While it seems a little odd that Mr. Costales would write an opinion piece on dispersed camping and choose not to mention that the Forest Service added roaded access to 191 recreation sites, what seems really weird is that dispersed camping is the only forest roads management issue he mentions at all. There are a lot of other important issues at play:

  • Most long-time Forest visitors have seen first-hand the increasing backlog of road maintenance on the Klamath. As Forest Service budgets shrink every year, more and more roads have unrepaired damage and more and more culverts outlive their usefulness. Some trailheads and campgrounds that used to be accessed by a pleasant drive are now a teeth-clenching ordeal.
  • Extreme off-road use has skyrocketed in some portions of the Forest. The Humbug Creek Watershed is a prime example. Rogue ORV trails now crisscross the watershed, going through creeks and streams and cutting across unstable slopes and erosive granitic soils.
  • Poorly placed Forest Service roads that required large cutbanks, or those that involved multiple road/stream crossings, produce large amounts of chronic sediment each and every rainy season. Old roads are literally falling apart across the Forest and dumping sediment into creeks and streams.
These are serious issues. Everyone has an interest in an affordable and well-maintained National Forest road system that provides access to the special places that we all value.

 

Unfortunately the Forest Service’s travel management decision largely ignores concerns about inadequate maintenance and ongoing harm to water quality. Instead the Forest Service decision greatly expands the road system by adding a number of ORV thrill routes located on “highly unstable grantic and schist soils” that will further increase the maintenance backlog and the water quality impacts of the road system.
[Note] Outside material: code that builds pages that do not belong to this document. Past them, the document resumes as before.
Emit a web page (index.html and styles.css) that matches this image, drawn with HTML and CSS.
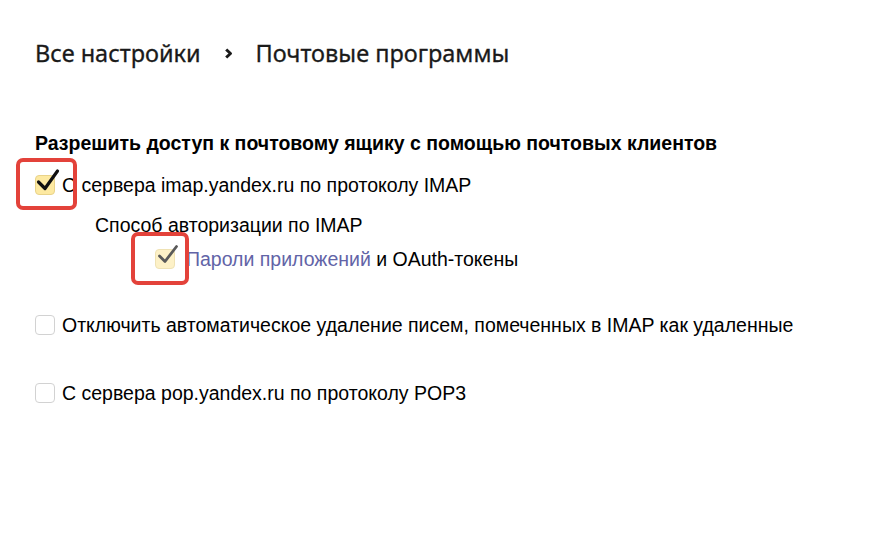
FILE: index.html
```html
<!DOCTYPE html>
<html lang="ru">
<head>
    <meta charset="UTF-8">
    <title>Почтовые программы</title>
    <link rel="stylesheet" href="styles.css">
</head>
<body>
    <div class="page">
        <div class="breadcrumbs">
            <span class="crumb">Все настройки</span>
            <svg class="crumb-sep" width="9" height="11" viewBox="0 0 9 11">
                <path d="M2.2 1.5 L6.5 5.5 L2.2 9.5" fill="none" stroke="#1a1a1a" stroke-width="3" stroke-linejoin="round"/>
            </svg>
            <span class="crumb">Почтовые программы</span>
        </div>

        <div class="section">
            <div class="section-title">Разрешить доступ к почтовому ящику с помощью почтовых клиентов</div>

            <label class="option">
                <span class="checkbox checked">
                    <svg class="tick" width="26" height="26" viewBox="0 0 26 26">
                        <path d="M3.5 14 L10 20.5 L22.5 3" fill="none" stroke="#111" stroke-width="3.2" stroke-linecap="round" stroke-linejoin="round"/>
                    </svg>
                    <span class="highlight hl-main"></span>
                </span>
                <span class="option-text">С сервера imap.yandex.ru по протоколу IMAP</span>
            </label>

            <div class="sub-title">Способ авторизации по IMAP</div>

            <label class="option sub-option">
                <span class="checkbox checked disabled">
                    <svg class="tick" width="26" height="26" viewBox="0 0 26 26">
                        <path d="M4.5 14 L10 19.5 L21.5 4.5" fill="none" stroke="#5a5a5a" stroke-width="2.8" stroke-linecap="round" stroke-linejoin="round"/>
                    </svg>
                    <span class="highlight hl-sub"></span>
                </span>
                <span class="option-text"><a href="#" class="link">Пароли приложений</a> и OAuth-токены</span>
            </label>

            <label class="option option-gap">
                <span class="checkbox"></span>
                <span class="option-text">Отключить автоматическое удаление писем, помеченных в IMAP как удаленные</span>
            </label>

            <label class="option option-pop">
                <span class="checkbox"></span>
                <span class="option-text">С сервера pop.yandex.ru по протоколу POP3</span>
            </label>
        </div>
    </div>
</body>
</html>
```

FILE: styles.css
```css
body {
    margin: 0;
    background-color: #fff;
    color: #000;
    font-family: "Liberation Sans", Arial, sans-serif;
}
.page {
    padding: 38px 35px;
}
.breadcrumbs {
    display: flex;
    align-items: center;
    height: 30px;
    font-family: "Noto Sans", "Open Sans", sans-serif;
    font-size: 23.5px;
    color: #1a1a1a;
    -webkit-text-stroke: 0.3px #1a1a1a;
}
.crumb-sep {
    margin: 0 23px 0 23px;
}
.section {
    margin-top: 64px;
}
.section-title {
    font-weight: bold;
    font-size: 19.5px;
    line-height: 22px;
    margin-bottom: 20px;
}
.option {
    display: flex;
    align-items: center;
    font-size: 19.5px;
    line-height: 22px;
    cursor: pointer;
}
.checkbox {
    position: relative;
    flex: none;
    width: 18px;
    height: 18px;
    border: 1px solid #d2d2d2;
    border-radius: 4px;
    margin-right: 7px;
    background-color: #fff;
}
.checkbox.checked {
    background-color: #fde9a1;
    border-color: #e9d38a;
}
.checkbox.disabled {
    background-color: #fdf1c7;
    border-color: #efe2b4;
}
.tick {
    position: absolute;
    left: -1px;
    top: -8px;
}
.highlight {
    position: absolute;
    border: 4px solid #e3423a;
    border-radius: 7px;
    box-sizing: border-box;
}
.hl-main {
    left: -20px;
    top: -18px;
    width: 61px;
    height: 52px;
}
.hl-sub {
    left: -25px;
    top: -18px;
    width: 58px;
    height: 53px;
}
.sub-title {
    font-size: 19.5px;
    line-height: 22px;
    margin: 18px 0 0 60px;
}
.sub-option {
    margin: 12px 0 0 120px;
}
.sub-option .checkbox {
    margin-right: 11px;
}
.link {
    color: #6264a7;
    text-decoration: none;
}
.option-gap {
    margin-top: 44px;
}
.option-pop {
    margin-top: 46px;
}
```
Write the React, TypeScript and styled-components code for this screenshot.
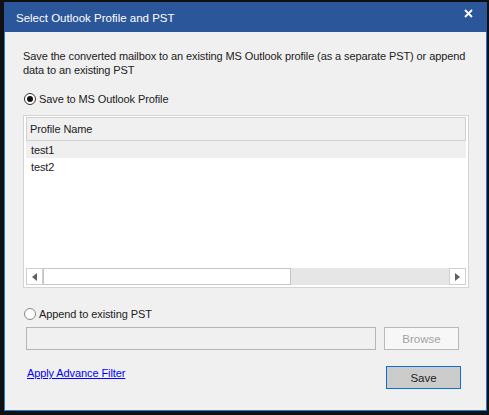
import React from "react";
import styled, { createGlobalStyle } from "styled-components";

const Global = createGlobalStyle`
  html, body {
    margin: 0;
    padding: 0;
    background: #101010;
    width: 489px;
    height: 415px;
    overflow: hidden;
  }
  * { box-sizing: border-box; }
`;

const Frame = styled.div`
  padding: 2px 2px 0 4px;
`;

const Window = styled.div`
  width: 483px;
  height: 409px;
  background: #f0f0f0;
  border: 1px solid #1a7fd4;
  border-top: none;
  display: flex;
  flex-direction: column;
  font-family: "Liberation Sans", Arial, sans-serif;
  font-size: 11px;
  letter-spacing: -0.1px;
  color: #222;
`;

const TitleBar = styled.header`
  height: 30px;
  margin: 0 -1px;
  background: #2b579a;
  color: #fff;
  display: flex;
  align-items: center;
  justify-content: space-between;
  padding: 2px 14px 0 12px;
  font-size: 11.5px;
  letter-spacing: 0;
`;

const Close = styled.span`
  display: flex;
  margin-top: -10px;
`;

const Body = styled.div`
  flex: 1;
  display: flex;
  flex-direction: column;
  padding: 17px 17px 0 18px;
`;

const Description = styled.p`
  margin: 0;
  line-height: 14px;
`;

const RadioRow = styled.label<{ top: number }>`
  display: flex;
  align-items: center;
  gap: 3px;
  margin-top: ${({ top }) => top}px;
  height: 16px;
  padding-left: 1px;
`;

const RadioDot = styled.span<{ checked?: boolean }>`
  width: 12px;
  height: 12px;
  border-radius: 50%;
  border: 1px solid ${({ checked }) => (checked ? "#333" : "#888")};
  background: #fff;
  display: flex;
  align-items: center;
  justify-content: center;
  &::after {
    content: "";
    width: 6px;
    height: 6px;
    border-radius: 50%;
    background: ${({ checked }) => (checked ? "#111" : "transparent")};
  }
`;

const Table = styled.div`
  margin-top: 8px;
  height: 173px;
  width: 446px;
  border: 1px solid #d4d4d4;
  background: #fff;
  padding: 1px 2px 2px 2px;
  display: flex;
  flex-direction: column;
`;

const HeaderRow = styled.div`
  height: 24px;
  background: #f0f0f0;
  border: 1px solid #d0d0d0;
  display: flex;
  align-items: center;
  padding-left: 3px;
`;

const Row = styled.div<{ selected?: boolean }>`
  height: 17px;
  display: flex;
  align-items: center;
  padding-left: 5px;
  background: ${({ selected }) => (selected ? "#efefef" : "#fff")};
`;

const Rows = styled.div`
  flex: 1;
`;

const ScrollBar = styled.div`
  height: 17px;
  display: flex;
  background: #e6e6e6;
`;

const ArrowBtn = styled.div`
  width: 17px;
  height: 17px;
  background: #fff;
  border: 1px solid #cfcfcf;
  display: flex;
  align-items: center;
  justify-content: center;
`;

const Thumb = styled.div`
  width: 248px;
  height: 17px;
  background: #fff;
  border: 1px solid #c4c4c4;
`;

const Track = styled.div`
  flex: 1;
`;

const PathRow = styled.div`
  display: flex;
  gap: 8px;
  margin-top: 5px;
  padding-left: 3px;
`;

const PathInput = styled.div`
  width: 350px;
  height: 23px;
  background: #f0f0f0;
  border: 1px solid #b5b5b5;
`;

const Button = styled.button<{ primary?: boolean }>`
  width: 75px;
  height: 23px;
  font: inherit;
  font-size: 11.5px;
  padding: 0;
  border: 1px solid ${({ primary }) => (primary ? "#0f6fce" : "#b9b9b9")};
  background: ${({ primary }) => (primary ? "#cccccc" : "#f7f7f7")};
  color: ${({ primary }) => (primary ? "#222" : "#a3a3a3")};
`;

const Footer = styled.div`
  display: flex;
  justify-content: space-between;
  align-items: flex-start;
  margin-top: 16px;
  padding-left: 4px;
  padding-right: 8px;
`;

const Link = styled.a`
  color: #0000ff;
  text-decoration: underline;
  margin-top: 1px;
  cursor: pointer;
`;

const Tri = ({ dir }: { dir: "l" | "r" }) => (
  <svg width="5" height="8" viewBox="0 0 5 8">
    <path d={dir === "l" ? "M5 0 L0 4 L5 8 Z" : "M0 0 L5 4 L0 8 Z"} fill="#606060" />
  </svg>
);

export default function App() {
  return (
    <Frame>
      <Global />
      <Window>
        <TitleBar>
          <span>Select Outlook Profile and PST</span>
          <Close>
            <svg width="9" height="9" viewBox="0 0 9 9">
              <path d="M1 1 L8 8 M8 1 L1 8" stroke="#fff" strokeWidth="1.8" />
            </svg>
          </Close>
        </TitleBar>
        <Body>
          <Description>
            Save the converted mailbox to an existing MS Outlook profile (as a separate PST) or append
            data to an existing PST
          </Description>
          <RadioRow top={14}>
            <RadioDot checked />
            Save to MS Outlook Profile
          </RadioRow>
          <Table>
            <HeaderRow>Profile Name</HeaderRow>
            <Rows>
              <Row selected>test1</Row>
              <Row>test2</Row>
            </Rows>
            <ScrollBar>
              <ArrowBtn>
                <Tri dir="l" />
              </ArrowBtn>
              <Thumb />
              <Track />
              <ArrowBtn>
                <Tri dir="r" />
              </ArrowBtn>
            </ScrollBar>
          </Table>
          <RadioRow top={18}>
            <RadioDot />
            Append to existing PST
          </RadioRow>
          <PathRow>
            <PathInput />
            <Button>Browse</Button>
          </PathRow>
          <Footer>
            <Link>Apply Advance Filter</Link>
            <Button primary>Save</Button>
          </Footer>
        </Body>
      </Window>
    </Frame>
  );
}
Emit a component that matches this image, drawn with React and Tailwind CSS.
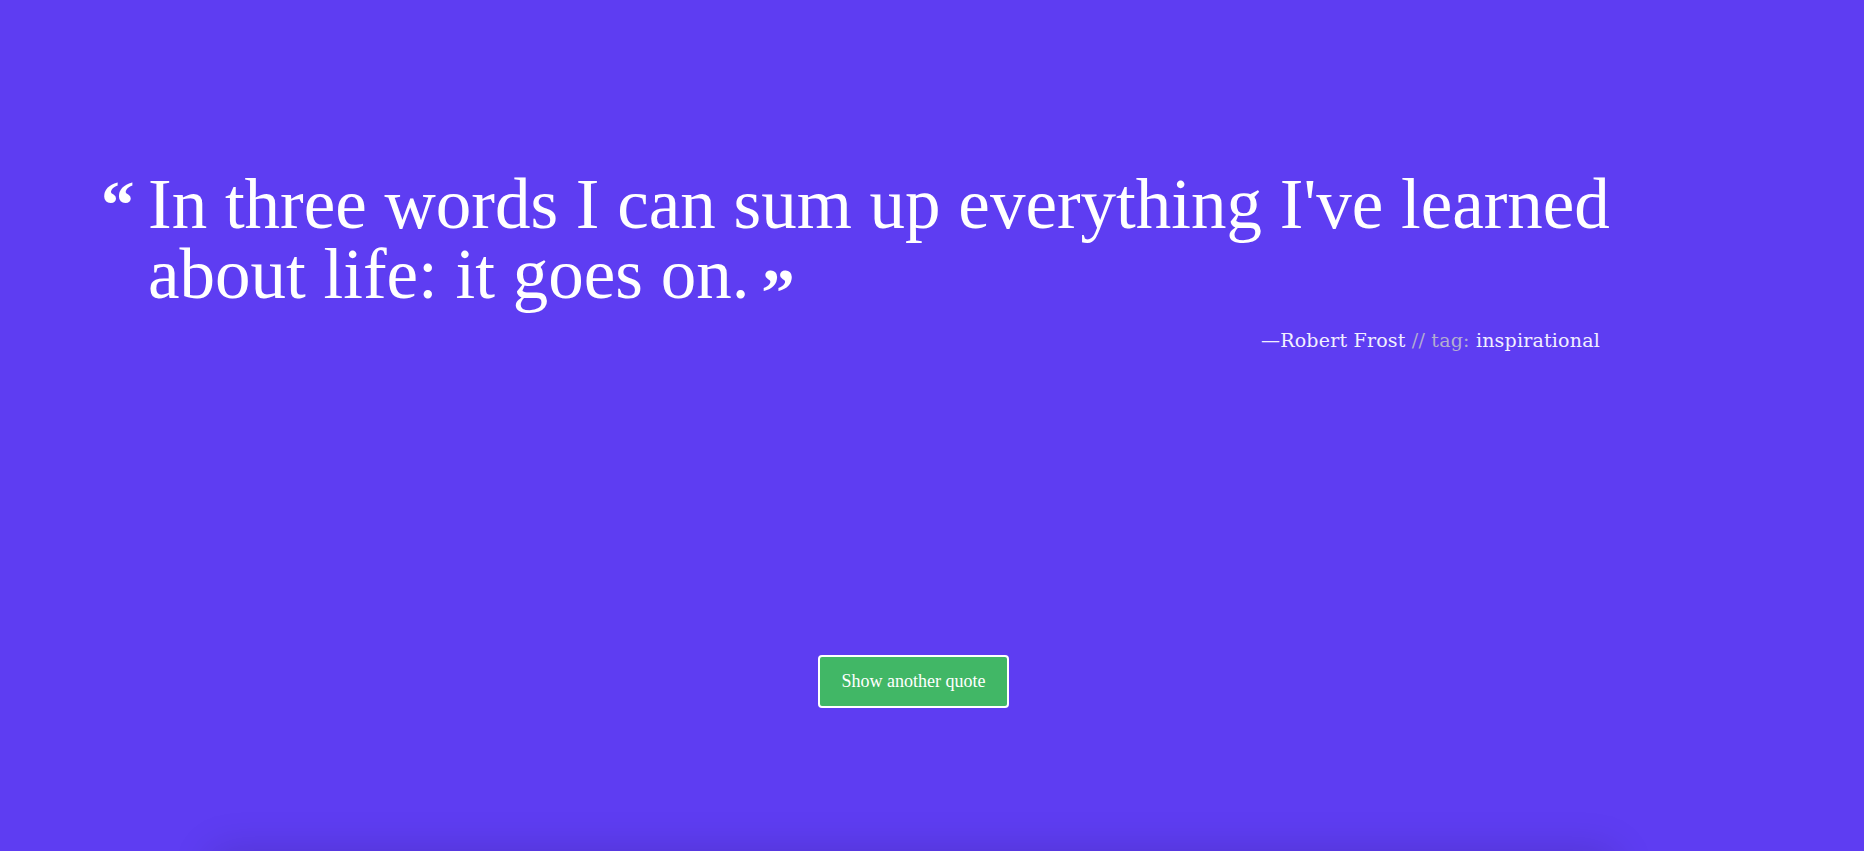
import { useState } from 'react'

const quote = {
  text: "In three words I can sum up everything I've learned about life: it goes on.",
  author: 'Robert Frost',
  tag: 'inspirational',
}

export default function App() {
  const [q] = useState(quote)

  return (
    <div className="min-h-screen bg-[#5e3df2] overflow-hidden">
      <div className="w-[1827px] h-[851px] flex flex-col">
        {/* quote */}
        <div className="pt-[169px] pl-[101px] flex items-baseline font-['Liberation_Serif',serif] text-white">
          <span className="w-[47px] shrink-0 text-[67px] leading-[70px] font-bold">“</span>
          <p className="w-[1480px] text-[71px] leading-[70px]">
            {q.text}{' '}
            <span className="relative top-[17px] -ml-[6px] text-[67px] font-bold">”</span>
          </p>
        </div>

        <div className="mt-[18px] pr-[227px] text-right font-['DejaVu_Serif',serif] text-[19px] leading-[25px] tracking-[0.2px] text-[#f1efff]">
          —{q.author} <span className="text-[#b3aed0]">// tag:</span> {q.tag}
        </div>

        <div className="mt-[302px] flex justify-center">
          <button className="w-[191px] h-[53px] bg-[#41b766] border-2 border-white rounded-[4px] text-white font-['Liberation_Serif',serif] text-[18px]">
            Show another quote
          </button>
        </div>
      </div>

      <div className="w-[1827px] flex justify-center">
        <div className="w-[1403px] h-[200px] bg-[#5e3df2] shadow-[0_0_40px_rgba(0,0,0,0.14)]" />
      </div>
    </div>
  )
}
This is the wrong direction.

Reasonable people could come together to identify a Forest road system that: (1) provides for dispersed camping; (2) we can afford to maintain; and (3) protects water quality. Such a middle-ground solution would require the County and the Forest Service to acknowledge the economic and watershed impacts of the current road system and environmentalists to embrace roads that are needed for recreation and management.

It’s no secret that the environmental values of public lands have long received short shrift from both the County and the Forest Service. It is also pretty obvious that we need a Forest road system that provides for recreation and access. Perhaps we all need to meet up and talk it over like adults at one of our favorite dispersed campsites.


– George Sexton is the Conservation Director for the Klamath Siskiyou Wildlands Center.